230 bars false advertising claim against antimalware provider

Enigma Software Group USA LLC v. Malwarebytes Inc., No.
5:17-cv-02915, 2017 WL 5153698 (N.D. Cal. Nov. 7, 2017)
Malwarebytes and Enigma compete in the anti-malware software
market.  When Malwarebytes’s software
detects an unwanted program, it displays a notification and asks the user if
she wants to remove the program from her computer. Enigma alleged that, in
2016, Malwarebytes started to misleadingly identify Enigma’s software as a
potential threat, in order to interfere with Enigma’s customer base and to
retaliate against Enigma for a separate lawsuit Enigma filed against a
Malwarebytes affiliate.  Enigma sued for
false advertising under state and federal law, as well as tortious
interference. The court found all claims barred by § 230(c)(2) of the
Communications Decency Act, specifically subsection (B): “No provider or user
of an interactive computer service shall be held liable on account of … any
action taken to enable or make available to information content providers or
others the technical means to restrict access to material [that the provider or
user considers to be obscene, lewd, lascivious, filthy, excessively violent,
harassing, or otherwise objectionable, whether or not such material is
constitutionally protected].”
Zango, Inc. v. Kaspersky, 568 F.3d 1169 (9th Cir. 2009),
indicated that “companies that provide filtering tools,” such as Kaspersky, are
eligible for immunity under § 230(c). It found that Kaspersky qualified as a
service provider, and “has ‘made available’ for its users the technical means
to restrict items that Kaspersky has defined as malware.” Thus, Kaspersky
qualified for immunity under § 230(c)(2)(B) “so long as the blocked items are
objectionable material under § 230(c)(2)(A).” Kaspersky properly classified
malware as “objectionable” material.
Enigma argued that Zango
was distinguishable because malware, as defined by Malwarebytes’s criteria, wasn’t
material that is “obscene, lewd, lascivious, filthy, excessively violent,
harassing, or otherwise objectionable” because it is “not remotely related to
the content categories enumerated.” Zango
did not address whether an anti-malware provider has discretion to decide what
is “objectionable” because that argument was waived.  However, Zango
clearly held that § 230(c)(2)(B) immunity applies to “a provider of computer
services that makes available software that filters or screens material that
the user or the provider deems objectionable.” Thus, Zango was factually indistinguishable.

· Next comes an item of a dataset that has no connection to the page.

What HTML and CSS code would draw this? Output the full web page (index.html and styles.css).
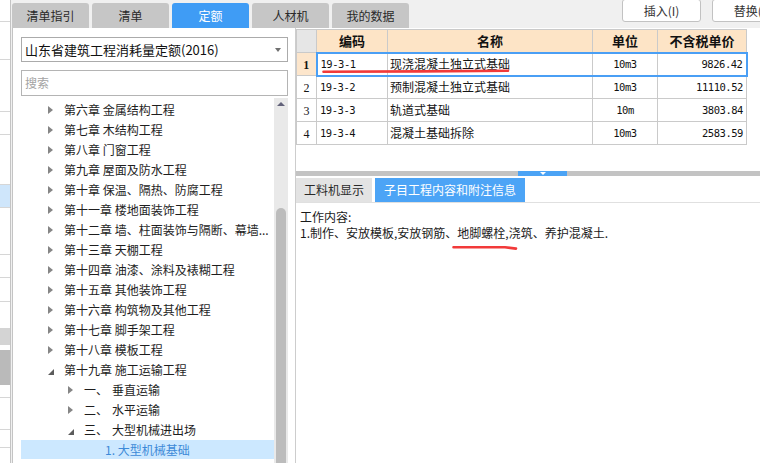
FILE: index.html
```html
<!DOCTYPE html>
<html lang="zh-CN">
<head>
<meta charset="utf-8">
<title>定额</title>
<link rel="stylesheet" href="styles.css">
</head>
<body>
<div class="app">
  <div class="strip">
    <div class="s-row r22"></div>
    <div class="s-row r38"></div>
    <div class="s-row r52"></div>
    <div class="s-row r23"></div>
    <div class="s-row r50"></div>
    <div class="s-row r23 s-sel"></div>
    <div class="s-row r47"></div>
    <div class="s-row r23"></div>
    <div class="s-row r24"></div>
    <div class="s-row r26 nob"></div>
    <div class="s-row r17 s-g1 nob"></div>
    <div class="s-row r5 nob"></div>
    <div class="s-row r35 s-g2 nob"></div>
    <div class="s-row r13"></div>
    <div class="s-row r32"></div>
    <div class="s-row r18"></div>
    <div class="s-row r15 nob"></div>
  </div>
  <div class="main">
    <div class="topbar">
      <div class="tabs">
        <div class="tab">清单指引</div>
        <div class="tab">清单</div>
        <div class="tab active">定额</div>
        <div class="tab">人材机</div>
        <div class="tab">我的数据</div>
      </div>
      <div class="btns">
        <div class="btn">插入(I)</div>
        <div class="btn">替换(I)</div>
      </div>
    </div>
    <div class="content">
      <div class="lpane">
        <div class="select"><span>山东省建筑工程消耗量定额(2016)</span><span class="caret"></span></div>
        <div class="search">搜索</div>
        <div class="treewrap">
          <ul class="tree">
            <li class="node"><span class="arr"></span>第六章 金属结构工程</li>
            <li class="node"><span class="arr"></span>第七章 木结构工程</li>
            <li class="node"><span class="arr"></span>第八章 门窗工程</li>
            <li class="node"><span class="arr"></span>第九章 屋面及防水工程</li>
            <li class="node"><span class="arr"></span>第十章 保温、隔热、防腐工程</li>
            <li class="node"><span class="arr"></span>第十一章 楼地面装饰工程</li>
            <li class="node"><span class="arr"></span>第十二章 墙、柱面装饰与隔断、幕墙...</li>
            <li class="node"><span class="arr"></span>第十三章 天棚工程</li>
            <li class="node"><span class="arr"></span>第十四章 油漆、涂料及裱糊工程</li>
            <li class="node"><span class="arr"></span>第十五章 其他装饰工程</li>
            <li class="node"><span class="arr"></span>第十六章 构筑物及其他工程</li>
            <li class="node"><span class="arr"></span>第十七章 脚手架工程</li>
            <li class="node"><span class="arr"></span>第十八章 模板工程</li>
            <li class="node"><span class="arr open"></span>第十九章 施工运输工程</li>
            <li class="node sub"><span class="arr"></span>一、<span class="gap">垂直运输</span></li>
            <li class="node sub"><span class="arr"></span>二、<span class="gap">水平运输</span></li>
            <li class="node sub"><span class="arr open"></span>三、<span class="gap">大型机械进出场</span></li>
            <li class="node leaf selected">1. 大型机械基础</li>
          </ul>
          <div class="vscroll"><span class="up"></span><div class="thumb"></div></div>
        </div>
      </div>
      <div class="rpane">
        <div class="gridarea">
          <table class="grid">
            <thead>
              <tr><th class="corner"></th><th class="c-code">编码</th><th class="c-name">名称</th><th class="c-unit">单位</th><th class="c-price">不含税单价</th></tr>
            </thead>
            <tbody>
              <tr class="sel"><td class="num cur">1</td><td class="code">19-3-1</td><td class="name">现浇混凝土独立式基础</td><td class="unit">10m3</td><td class="price">9826.42</td></tr>
              <tr><td class="num">2</td><td class="code">19-3-2</td><td class="name">预制混凝土独立式基础</td><td class="unit">10m3</td><td class="price">11110.52</td></tr>
              <tr><td class="num">3</td><td class="code">19-3-3</td><td class="name">轨道式基础</td><td class="unit">10m</td><td class="price">3803.84</td></tr>
              <tr><td class="num">4</td><td class="code">19-3-4</td><td class="name">混凝土基础拆除</td><td class="unit">10m3</td><td class="price">2583.59</td></tr>
            </tbody>
          </table>
        </div>
        <div class="splitter"><span class="grip"><span class="down"></span></span></div>
        <div class="btabs">
          <div class="btab">工料机显示</div>
          <div class="btab active">子目工程内容和附注信息</div>
        </div>
        <div class="detail">
          <p>工作内容:</p>
          <p>1.制作、安放模板,安放钢筋、地脚螺栓,浇筑、养护混凝土.</p>
        </div>
      </div>
    </div>
  </div>
</div>
<svg class="marks" width="760" height="463" viewBox="0 0 760 463">
  <path d="M323.5 71.8 C 380 71.6, 450 71.2, 508 70.8" fill="none" stroke="#f23a3a" stroke-width="2.6" stroke-linecap="round"/>
  <path d="M453.5 247.3 L505 247.3 L516 248.6" fill="none" stroke="#f23a3a" stroke-width="2.6" stroke-linecap="round" stroke-linejoin="round"/>
</svg>
</body>
</html>
```

FILE: styles.css
```css
* { box-sizing: border-box; }
html, body { margin: 0; padding: 0; }
body {
  width: 760px;
  height: 463px;
  overflow: hidden;
  background: #f0f0f0;
  font-family: "Noto Sans CJK SC", "Noto Sans", sans-serif;
  font-size: 12px;
  color: #1e1e1e;
  position: relative;
}
.app { display: flex; height: 463px; }

/* left cut-off strip */
.strip {
  width: 11px;
  flex: none;
  background: #fff;
  border-right: 1px solid #c4c4c4;
  margin-right: 1px;
  overflow: hidden;
}
.s-row { border-bottom: 1px solid #d6d6d6; }
.s-row.nob { border-bottom: none; }
.r5 { height: 5px; } .r13 { height: 13px; } .r15 { height: 15px; } .r17 { height: 17px; }
.r18 { height: 18px; } .r22 { height: 22px; } .r23 { height: 23px; } .r24 { height: 24px; }
.r26 { height: 26px; } .r32 { height: 32px; } .r35 { height: 35px; } .r38 { height: 38px; }
.r47 { height: 47px; } .r50 { height: 50px; } .r52 { height: 52px; }
.s-sel { background: #cfe6fb; }
.s-g1 { background: #d4d4d4; }
.s-g2 { background: #bababa; }

/* main */
.main { flex: 1; display: flex; flex-direction: column; min-width: 0; }
.topbar { height: 28px; display: flex; flex: none; overflow: hidden; }
.tabs { display: flex; gap: 3px; align-items: flex-end; }
.tab {
  width: 77px;
  height: 25px;
  background: #c6c6c6;
  border-radius: 3px 3px 0 0;
  text-align: center;
  line-height: 25px;
  font-size: 12px;
  color: #2a2a2a;
}
.tab.active { background: #3f9cf5; color: #fff; }
.btns { display: flex; gap: 11px; margin-left: 213px; align-items: flex-start; }
.btn {
  flex: none;
  width: 79px;
  height: 23px;
  margin-top: -1px;
  background: #fff;
  border: 1px solid #c2c2c2;
  border-radius: 3px;
  text-align: center;
  line-height: 22px;
  font-size: 12px;
  color: #333;
}

.content { flex: 1; display: flex; min-height: 0; }

/* left pane */
.lpane {
  width: 283px;
  flex: none;
  background: #fff;
  border-left: 1px solid #c4c4c4;
  padding: 9px 7px 0 8px;
  display: flex;
  flex-direction: column;
}
.select {
  height: 25px;
  border: 1px solid #ababab;
  display: flex;
  align-items: center;
  justify-content: space-between;
  padding: 0 6px 0 3px;
  font-size: 13px;
  color: #111;
  line-height: 23px;
}
.caret {
  width: 0; height: 0;
  border-left: 3.5px solid transparent;
  border-right: 3.5px solid transparent;
  border-top: 4px solid #707070;
  margin-top: 1px;
}
.search {
  height: 26px;
  margin-top: 8px;
  border: 1px solid #b4b4b4;
  padding-left: 3px;
  line-height: 24px;
  color: #a3a3a3;
  font-size: 12px;
}
.treewrap { flex: 1; display: flex; margin-top: 2px; min-height: 0; }
.tree {
  flex: 1;
  list-style: none;
  margin: 0;
  padding: 2px 0 0 0;
}
.node {
  height: 20px;
  line-height: 20px;
  display: flex;
  align-items: center;
  padding-left: 27px;
  white-space: nowrap;
  color: #1e1e1e;
}
.node .arr {
  width: 0; height: 0;
  border-top: 4px solid transparent;
  border-bottom: 4px solid transparent;
  border-left: 5px solid #858585;
  margin-right: 11px;
}
.node .arr.open {
  border-top: none;
  border-left: 6px solid transparent;
  border-bottom: 6px solid #5c5c5c;
  margin-top: 3px;
  margin-right: 10px;
}
.node.sub { padding-left: 47px; }
.node .gap { margin-left: 4px; }
.node.leaf { padding-left: 84px; }
.node.selected { background: #cce8ff; color: #3d8ad8; height: 19px; }

.vscroll {
  width: 14px;
  flex: none;
  background: #e9e9e9;
  display: flex;
  flex-direction: column;
  align-items: center;
}
.vscroll .up {
  width: 0; height: 0;
  margin-top: 4px;
  border-left: 4px solid transparent;
  border-right: 4px solid transparent;
  border-bottom: 4px solid #62627a;
}
.vscroll .thumb {
  margin-top: 102px;
  width: 10px;
  flex: 1;
  background: #bcbcbc;
  border-radius: 5px 5px 0 0;
}

/* right pane */
.rpane {
  flex: 1;
  min-width: 0;
  border-left: 1px solid #cdcdcd;
  display: flex;
  flex-direction: column;
  background: #fff;
}
.gridarea { height: 143px; flex: none; padding-top: 1px; background: #fff; }
.grid {
  border-collapse: collapse;
  table-layout: fixed;
  width: 450px;
}
.grid th, .grid td {
  border: 1px solid #cacaca;
  padding: 0;
  white-space: nowrap;
  overflow: hidden;
}
.grid th {
  height: 23px;
  background: #fde4c6;
  font-size: 13px;
  font-weight: bold;
  color: #111;
  text-align: center;
  line-height: 20px;
}
.grid th.corner { background: #e6e6e6; width: 20px; }
.grid th.c-code { width: 71px; }
.grid th.c-name { width: 205px; }
.grid th.c-unit { width: 65px; }
.grid th.c-price { width: 89px; }
.grid td { height: 23px; line-height: 20px; font-size: 12px; color: #141414; }
.grid td.num {
  text-align: center;
  font-family: "Liberation Serif", serif;
  font-size: 12px;
  padding-top: 1px;
}
.grid td.num.cur { background: #fde6cc; font-weight: bold; }
.grid td.code, .grid td.unit, .grid td.price {
  font-family: "DejaVu Sans Mono", monospace;
  font-size: 10.5px;
  letter-spacing: -0.45px;
  color: #111;
}
.grid td.code { padding-left: 3px; }
.grid td.name { padding-left: 2px; }
.grid td.unit { text-align: center; }
.grid td.price { text-align: right; padding-right: 3px; }
.grid tr.sel td:not(.num) { border-top: 2px solid #4a9ff5; border-bottom: 2px solid #4a9ff5; }
.grid tr.sel td.code { border-left: 2px solid #4a9ff5; }
.grid tr.sel td.price { border-right: 2px solid #4a9ff5; }

.splitter {
  height: 5px;
  flex: none;
  background: #c3c3c3;
  display: flex;
}
.grip {
  margin-left: 222px;
  width: 49px;
  height: 5px;
  background: #4ba3f5;
  display: flex;
  justify-content: center;
  align-items: center;
}
.grip .down {
  width: 0; height: 0;
  border-left: 3px solid transparent;
  border-right: 3px solid transparent;
  border-top: 3px solid #fff;
}
.btabs {
  height: 26px;
  flex: none;
  padding-top: 2px;
  display: flex;
  gap: 3px;
  background: #fff;
}
.btab {
  height: 24px;
  line-height: 24px;
  width: 76px;
  text-align: center;
  background: #e3e3e3;
  color: #2a2a2a;
}
.btab.active { width: 150px; background: #4ca4f6; color: #fff; }
.detail {
  flex: 1;
  border-top: 1px solid #e0e0e0;
  padding: 6px 0 0 4px;
  background: #fff;
}
.detail p { margin: 0; line-height: 16px; color: #1a1a1a; }

.marks { position: absolute; left: 0; top: 0; pointer-events: none; }
```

Enigma then argued that Malwarebytes was entitled to §
230(c)(2)(B) immunity only if it acted in “good faith.” Subsection (A) protects
“any action voluntarily taken in good faith” to restrict access to
objectionable material, but subsection (B) has no good-faith requirement.  The court refused to imply one; Congress knew
how to put one in if it wanted, especially given that subsection (B) includes
an explicit reference to subsection (A) with respect to the types of material
to which immunity applies.
Finally, Enigma’s Lanham Act claim didn’t entitle it to use
the IP exclusion; a false advertising claim is not a trademark claim for §230
purposes.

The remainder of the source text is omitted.